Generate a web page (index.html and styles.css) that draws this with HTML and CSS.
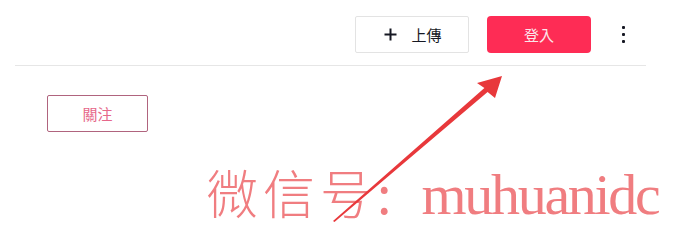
FILE: index.html
```html
<!DOCTYPE html>
<html lang="zh-Hant">
<head>
<meta charset="utf-8">
<link rel="stylesheet" href="styles.css">
</head>
<body>
<div class="page">
  <header class="topbar">
    <button class="btn-upload" type="button">
      <svg class="plus" width="13" height="13" viewBox="0 0 13 13"><path d="M6.5 0.5v12M0.5 6.5h12" stroke="#161823" stroke-width="2" fill="none"/></svg>
      <span>上傳</span>
    </button>
    <button class="btn-login" type="button">登入</button>
    <div class="kebab"><i></i><i></i><i></i></div>
  </header>
  <main class="content">
    <button class="btn-follow" type="button">關注</button>
  </main>
</div>
<div class="watermark"><span class="wm-cjk">微信号</span><span class="wm-colon">:</span><span class="wm-latin">muhuanidc</span></div>
<svg class="arrow" width="680" height="236" viewBox="0 0 680 236">
  <polygon points="333,221 484.4,88.1 477,83 502,76 495,98 487.6,91.9 334.5,222" fill="#e8383b"/>
</svg>
</body>
</html>
```

FILE: styles.css
```css
html, body {
  margin: 0;
  padding: 0;
  background: #ffffff;
}
body {
  width: 680px;
  height: 236px;
  position: relative;
  overflow: hidden;
  font-family: "Noto Sans CJK TC", "Noto Sans", sans-serif;
}
.page {
  margin-left: 15px;
  width: 631px;
}
.topbar {
  display: flex;
  justify-content: flex-end;
  align-items: flex-start;
  height: 66px;
  box-sizing: border-box;
  padding-top: 16px;
  padding-right: 11px;
  border-bottom: 1px solid #e6e6e6;
}
.btn-upload {
  width: 114px;
  height: 37px;
  box-sizing: border-box;
  border: 1px solid #e3e3e3;
  border-radius: 2px;
  background: #fff;
  display: flex;
  align-items: center;
  justify-content: center;
  gap: 14px;
  padding: 0 0 0 2px;
  font-family: inherit;
  font-size: 15px;
  color: #161823;
}
.btn-login {
  margin-left: 18px;
  width: 104px;
  height: 37px;
  border: none;
  border-radius: 4px;
  background: #fe2c55;
  color: #fbe6ea;
  font-family: inherit;
  font-size: 15px;
  padding: 0;
}
.kebab {
  margin-left: 20px;
  width: 24px;
  height: 37px;
  display: flex;
  flex-direction: column;
  align-items: center;
  justify-content: center;
  gap: 4px;
}
.kebab i {
  display: block;
  width: 3px;
  height: 3px;
  background: #161823;
  border-radius: 1px;
}
.content {
  padding: 29px 0 0 32px;
}
.btn-follow {
  width: 101px;
  height: 37px;
  box-sizing: border-box;
  border: 1px solid #b0647e;
  border-radius: 2px;
  background: #fff;
  color: #e6678a;
  font-family: inherit;
  font-size: 15px;
  padding: 0;
}
.watermark {
  position: absolute;
  left: 206px;
  top: 166px;
  white-space: nowrap;
  color: #f07d80;
  line-height: 1;
}
.wm-cjk,
.wm-colon {
  font-family: "Noto Sans CJK SC", sans-serif;
  font-size: 52px;
  font-weight: 300;
  letter-spacing: 5px;
}
.wm-colon {
  letter-spacing: 0;
  font-weight: 400;
}
.wm-latin {
  margin-left: 30px;
  font-family: "Liberation Serif", serif;
  font-size: 58px;
  letter-spacing: -2.3px;
}
.arrow {
  position: absolute;
  left: 0;
  top: 0;
}
```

◆ ◆ ◆ ◆ ◆ ◆ ◆

→ SHORT PROBLEM: With the pictures left out, transcribe the material exactly.

→ RESULT OF THE TASK:
Generate a web page (index.html and styles.css) that draws this with HTML and CSS.
FILE: index.html
```html
<!DOCTYPE html>
<html lang="zh-Hant">
<head>
<meta charset="utf-8">
<link rel="stylesheet" href="styles.css">
</head>
<body>
<div class="page">
  <header class="topbar">
    <button class="btn-upload" type="button">
      <svg class="plus" width="13" height="13" viewBox="0 0 13 13"><path d="M6.5 0.5v12M0.5 6.5h12" stroke="#161823" stroke-width="2" fill="none"/></svg>
      <span>上傳</span>
    </button>
    <button class="btn-login" type="button">登入</button>
    <div class="kebab"><i></i><i></i><i></i></div>
  </header>
  <main class="content">
    <button class="btn-follow" type="button">關注</button>
  </main>
</div>
<div class="watermark"><span class="wm-cjk">微信号</span><span class="wm-colon">:</span><span class="wm-latin">muhuanidc</span></div>
<svg class="arrow" width="680" height="236" viewBox="0 0 680 236">
  <polygon points="333,221 484.4,88.1 477,83 502,76 495,98 487.6,91.9 334.5,222" fill="#e8383b"/>
</svg>
</body>
</html>
```

FILE: styles.css
```css
html, body {
  margin: 0;
  padding: 0;
  background: #ffffff;
}
body {
  width: 680px;
  height: 236px;
  position: relative;
  overflow: hidden;
  font-family: "Noto Sans CJK TC", "Noto Sans", sans-serif;
}
.page {
  margin-left: 15px;
  width: 631px;
}
.topbar {
  display: flex;
  justify-content: flex-end;
  align-items: flex-start;
  height: 66px;
  box-sizing: border-box;
  padding-top: 16px;
  padding-right: 11px;
  border-bottom: 1px solid #e6e6e6;
}
.btn-upload {
  width: 114px;
  height: 37px;
  box-sizing: border-box;
  border: 1px solid #e3e3e3;
  border-radius: 2px;
  background: #fff;
  display: flex;
  align-items: center;
  justify-content: center;
  gap: 14px;
  padding: 0 0 0 2px;
  font-family: inherit;
  font-size: 15px;
  color: #161823;
}
.btn-login {
  margin-left: 18px;
  width: 104px;
  height: 37px;
  border: none;
  border-radius: 4px;
  background: #fe2c55;
  color: #fbe6ea;
  font-family: inherit;
  font-size: 15px;
  padding: 0;
}
.kebab {
  margin-left: 20px;
  width: 24px;
  height: 37px;
  display: flex;
  flex-direction: column;
  align-items: center;
  justify-content: center;
  gap: 4px;
}
.kebab i {
  display: block;
  width: 3px;
  height: 3px;
  background: #161823;
  border-radius: 1px;
}
.content {
  padding: 29px 0 0 32px;
}
.btn-follow {
  width: 101px;
  height: 37px;
  box-sizing: border-box;
  border: 1px solid #b0647e;
  border-radius: 2px;
  background: #fff;
  color: #e6678a;
  font-family: inherit;
  font-size: 15px;
  padding: 0;
}
.watermark {
  position: absolute;
  left: 206px;
  top: 166px;
  white-space: nowrap;
  color: #f07d80;
  line-height: 1;
}
.wm-cjk,
.wm-colon {
  font-family: "Noto Sans CJK SC", sans-serif;
  font-size: 52px;
  font-weight: 300;
  letter-spacing: 5px;
}
.wm-colon {
  letter-spacing: 0;
  font-weight: 400;
}
.wm-latin {
  margin-left: 30px;
  font-family: "Liberation Serif", serif;
  font-size: 58px;
  letter-spacing: -2.3px;
}
.arrow {
  position: absolute;
  left: 0;
  top: 0;
}
```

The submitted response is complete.